Editor’s Note: The following column is satirical. It is meant for humorous purposes. All interviews and individuals are fictitious.
Cuffing season is in full swing at the University of Massachusetts, and the holiday season can be a very alienating time for students without a significant other to handcuff them. This Christmas, Santa has a plan to help with this long and hard time.
Mr. Claus was seen outside the Student Union tabling with a few elves to get the word out on his massive idea. He lured students in with $1 Krispy Kreme donuts (or $10 for a dozen!) and explained the less PG side of his island of misfit toys. One student, soft-more anatomy major Dill Deaux, was helplessly drawn in by the sudden desire for a glazed donut.
“It’s actually a pretty good idea, I’m incredibly lonely and I live in California, so this might be the only way I can get a white Christmas,” Deaux said.

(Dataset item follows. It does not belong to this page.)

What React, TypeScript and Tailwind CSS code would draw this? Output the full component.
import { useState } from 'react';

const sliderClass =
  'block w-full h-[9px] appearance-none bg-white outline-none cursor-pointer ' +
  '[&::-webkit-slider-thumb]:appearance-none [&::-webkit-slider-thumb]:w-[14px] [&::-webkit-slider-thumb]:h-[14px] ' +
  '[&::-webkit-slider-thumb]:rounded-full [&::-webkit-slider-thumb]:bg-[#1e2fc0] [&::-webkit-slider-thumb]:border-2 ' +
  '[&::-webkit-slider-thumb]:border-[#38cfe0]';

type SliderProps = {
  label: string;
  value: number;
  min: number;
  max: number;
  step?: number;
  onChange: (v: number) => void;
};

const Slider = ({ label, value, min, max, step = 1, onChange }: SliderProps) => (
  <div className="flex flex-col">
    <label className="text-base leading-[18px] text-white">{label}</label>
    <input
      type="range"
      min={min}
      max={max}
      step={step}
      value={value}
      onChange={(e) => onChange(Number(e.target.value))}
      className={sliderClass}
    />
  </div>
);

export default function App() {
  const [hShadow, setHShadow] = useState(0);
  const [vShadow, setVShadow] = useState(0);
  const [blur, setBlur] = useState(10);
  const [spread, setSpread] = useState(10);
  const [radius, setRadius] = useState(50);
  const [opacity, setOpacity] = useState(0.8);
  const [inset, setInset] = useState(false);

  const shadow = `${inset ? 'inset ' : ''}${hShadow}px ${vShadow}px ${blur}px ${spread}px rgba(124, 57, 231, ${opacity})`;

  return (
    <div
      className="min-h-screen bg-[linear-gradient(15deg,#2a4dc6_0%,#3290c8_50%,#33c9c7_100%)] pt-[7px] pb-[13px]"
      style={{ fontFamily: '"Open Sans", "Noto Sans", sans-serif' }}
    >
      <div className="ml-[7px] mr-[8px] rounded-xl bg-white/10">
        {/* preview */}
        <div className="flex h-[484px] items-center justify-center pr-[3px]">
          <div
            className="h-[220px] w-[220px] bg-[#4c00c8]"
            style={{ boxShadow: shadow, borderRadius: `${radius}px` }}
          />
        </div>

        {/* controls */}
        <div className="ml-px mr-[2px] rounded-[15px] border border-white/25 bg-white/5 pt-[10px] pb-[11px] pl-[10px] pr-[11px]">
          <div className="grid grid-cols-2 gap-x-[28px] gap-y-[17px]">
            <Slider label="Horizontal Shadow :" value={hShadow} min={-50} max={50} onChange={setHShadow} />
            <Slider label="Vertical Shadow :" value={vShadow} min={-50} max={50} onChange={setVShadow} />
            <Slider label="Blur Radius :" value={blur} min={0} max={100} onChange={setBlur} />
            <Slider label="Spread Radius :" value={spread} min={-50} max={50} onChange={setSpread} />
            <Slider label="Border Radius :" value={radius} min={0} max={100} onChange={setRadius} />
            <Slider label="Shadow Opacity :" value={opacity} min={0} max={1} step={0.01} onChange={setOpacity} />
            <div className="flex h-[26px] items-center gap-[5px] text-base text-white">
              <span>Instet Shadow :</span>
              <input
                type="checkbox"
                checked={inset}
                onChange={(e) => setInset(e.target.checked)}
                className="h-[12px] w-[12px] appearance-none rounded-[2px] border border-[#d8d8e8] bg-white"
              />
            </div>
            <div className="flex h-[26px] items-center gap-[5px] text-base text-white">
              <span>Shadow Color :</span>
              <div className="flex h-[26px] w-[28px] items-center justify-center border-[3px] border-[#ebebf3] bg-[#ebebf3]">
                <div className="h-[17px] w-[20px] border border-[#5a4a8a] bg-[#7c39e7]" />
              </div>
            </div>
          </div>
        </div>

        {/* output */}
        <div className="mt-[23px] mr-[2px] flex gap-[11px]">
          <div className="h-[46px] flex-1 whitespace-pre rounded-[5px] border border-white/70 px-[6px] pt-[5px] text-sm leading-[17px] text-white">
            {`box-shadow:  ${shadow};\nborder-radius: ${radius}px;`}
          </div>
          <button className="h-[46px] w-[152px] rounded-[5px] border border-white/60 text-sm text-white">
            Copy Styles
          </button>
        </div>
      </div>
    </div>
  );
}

Santa’s collection of adult toys is vast; he single-handedly (no pun intended) created an array of products. Each product was tested by Mr. and Mrs. Claus before mass-production, and the reviews were glowing.

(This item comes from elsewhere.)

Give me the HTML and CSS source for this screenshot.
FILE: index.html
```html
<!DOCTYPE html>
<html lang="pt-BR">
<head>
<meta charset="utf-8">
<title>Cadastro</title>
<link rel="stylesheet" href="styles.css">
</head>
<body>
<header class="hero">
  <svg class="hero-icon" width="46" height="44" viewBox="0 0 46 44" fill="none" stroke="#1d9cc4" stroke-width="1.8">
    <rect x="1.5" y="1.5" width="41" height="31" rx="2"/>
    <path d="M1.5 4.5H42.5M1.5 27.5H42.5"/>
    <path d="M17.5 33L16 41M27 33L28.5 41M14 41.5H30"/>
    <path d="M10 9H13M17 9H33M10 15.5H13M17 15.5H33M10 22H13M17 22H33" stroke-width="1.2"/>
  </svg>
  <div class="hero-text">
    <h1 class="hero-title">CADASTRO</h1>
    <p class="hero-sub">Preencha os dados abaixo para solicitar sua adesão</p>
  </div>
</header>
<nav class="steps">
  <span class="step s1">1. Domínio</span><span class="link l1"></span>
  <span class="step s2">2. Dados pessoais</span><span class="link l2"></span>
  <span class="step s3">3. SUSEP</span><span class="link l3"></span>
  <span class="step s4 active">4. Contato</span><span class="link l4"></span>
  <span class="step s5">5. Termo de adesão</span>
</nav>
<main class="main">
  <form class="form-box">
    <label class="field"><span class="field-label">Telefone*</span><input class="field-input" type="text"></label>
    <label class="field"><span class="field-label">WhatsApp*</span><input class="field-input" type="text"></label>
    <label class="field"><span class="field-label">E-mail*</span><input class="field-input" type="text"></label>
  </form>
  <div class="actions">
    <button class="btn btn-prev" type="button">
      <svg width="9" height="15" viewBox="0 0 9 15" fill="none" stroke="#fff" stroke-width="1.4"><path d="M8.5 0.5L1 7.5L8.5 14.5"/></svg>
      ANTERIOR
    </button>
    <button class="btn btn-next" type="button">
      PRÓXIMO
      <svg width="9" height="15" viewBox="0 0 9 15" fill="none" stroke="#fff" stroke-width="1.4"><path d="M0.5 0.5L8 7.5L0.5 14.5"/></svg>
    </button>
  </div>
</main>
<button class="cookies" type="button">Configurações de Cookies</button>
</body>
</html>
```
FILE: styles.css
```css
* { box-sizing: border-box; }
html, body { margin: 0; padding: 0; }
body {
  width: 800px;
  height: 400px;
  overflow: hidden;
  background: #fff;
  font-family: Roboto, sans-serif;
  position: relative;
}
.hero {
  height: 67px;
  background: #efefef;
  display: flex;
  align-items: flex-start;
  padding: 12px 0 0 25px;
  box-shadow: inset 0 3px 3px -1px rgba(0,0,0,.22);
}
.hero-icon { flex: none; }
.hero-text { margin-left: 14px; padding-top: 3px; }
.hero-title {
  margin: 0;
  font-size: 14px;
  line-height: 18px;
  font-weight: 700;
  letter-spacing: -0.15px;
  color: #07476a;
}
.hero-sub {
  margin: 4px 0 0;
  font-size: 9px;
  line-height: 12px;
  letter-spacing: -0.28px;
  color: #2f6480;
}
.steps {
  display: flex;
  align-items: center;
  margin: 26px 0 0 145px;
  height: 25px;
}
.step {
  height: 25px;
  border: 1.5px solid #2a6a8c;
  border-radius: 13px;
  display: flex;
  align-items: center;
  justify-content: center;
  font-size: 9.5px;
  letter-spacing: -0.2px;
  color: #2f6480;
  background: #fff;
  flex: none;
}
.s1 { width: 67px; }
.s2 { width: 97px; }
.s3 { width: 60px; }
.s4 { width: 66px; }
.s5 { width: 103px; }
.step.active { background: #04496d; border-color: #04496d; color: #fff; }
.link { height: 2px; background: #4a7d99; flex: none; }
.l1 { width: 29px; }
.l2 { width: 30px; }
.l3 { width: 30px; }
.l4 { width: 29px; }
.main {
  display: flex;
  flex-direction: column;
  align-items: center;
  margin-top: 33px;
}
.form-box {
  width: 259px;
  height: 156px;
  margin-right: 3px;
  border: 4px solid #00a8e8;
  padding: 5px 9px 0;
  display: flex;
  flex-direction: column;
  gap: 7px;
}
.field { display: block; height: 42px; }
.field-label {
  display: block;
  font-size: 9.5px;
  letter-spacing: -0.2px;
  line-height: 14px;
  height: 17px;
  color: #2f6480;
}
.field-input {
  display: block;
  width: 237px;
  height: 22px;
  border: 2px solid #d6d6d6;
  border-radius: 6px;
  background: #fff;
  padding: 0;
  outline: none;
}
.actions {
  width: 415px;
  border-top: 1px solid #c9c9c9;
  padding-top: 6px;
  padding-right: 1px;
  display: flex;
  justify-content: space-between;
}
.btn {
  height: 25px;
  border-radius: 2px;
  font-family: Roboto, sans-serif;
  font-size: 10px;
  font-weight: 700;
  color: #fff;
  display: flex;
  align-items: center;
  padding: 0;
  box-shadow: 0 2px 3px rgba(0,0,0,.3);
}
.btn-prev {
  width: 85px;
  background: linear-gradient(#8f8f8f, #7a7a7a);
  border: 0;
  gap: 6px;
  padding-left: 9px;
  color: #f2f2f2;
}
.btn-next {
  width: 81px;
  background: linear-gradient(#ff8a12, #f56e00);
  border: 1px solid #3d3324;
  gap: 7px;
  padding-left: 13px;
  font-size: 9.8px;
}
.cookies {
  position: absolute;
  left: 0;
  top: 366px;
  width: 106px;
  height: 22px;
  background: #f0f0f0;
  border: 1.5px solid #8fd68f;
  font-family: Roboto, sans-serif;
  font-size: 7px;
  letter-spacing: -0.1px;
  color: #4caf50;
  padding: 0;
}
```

But Santa wants to get more community engagement, so that students know they aren’t alone in being depressed and alone. So, in addition to dipping into his collection of toys, he’s bringing back the once famous sex-toy drive he used to run alongside former UMass Chancellor Craven Moorehead. Santa and Moorehead became friends in the summer of 1877 when Santa was making his practice run ahead of the holiday season. Blitzen got a cramp in the air and Santa had to make an emergency landing in just about the worst spot he possibly could: western Massachusetts.
It was that summer where Santa and Moorehead discovered a shared love for toys, and that sparked their idea to spread the love and promote a positive attitude towards masturbation. Continuing that tradition, Santa asks that students come to the Student Union on Dec. 16 with an adult toy for donation. The flyer states that, “new or gently used toys are STRONGLY preferred, but not required.”
This year’s sex-toy drive is operating in partnership with the Creating UMass Matches Society, an RSO dedicated to finding single college students life partners or quick hookups. C.U.M.S. only has a 6.9 percent success rate in its first three years, so its need for sex toys is dire.
“It’s been so long since I felt the touch of a man,” C.U.M.S. president Mona Laude said. “But men only serve one purpose and if Santa can fill that void, I’d happily let him!”
“Wait, that came out wrong, I really just meant sex toys. Please don’t put that in the story.”
The event is getting mixed reviews around campus. Some are calling it a triumph of self-pleasure, while others see no purpose for the event at all. Senior Chad Pulls, president of the frat SEX, provided a different solution to the lonely problem on campus.
“You just gotta have that W rizz, ya know?” Pulls said. Pulls proceeded to get rejected by six women following the interview; he tried to convince them he was famous because he was approached by media.
Take matters into your own hands this season with a little bit of help from old Saint Nick.
Master Bates can found in Santa’s workshop … you know why.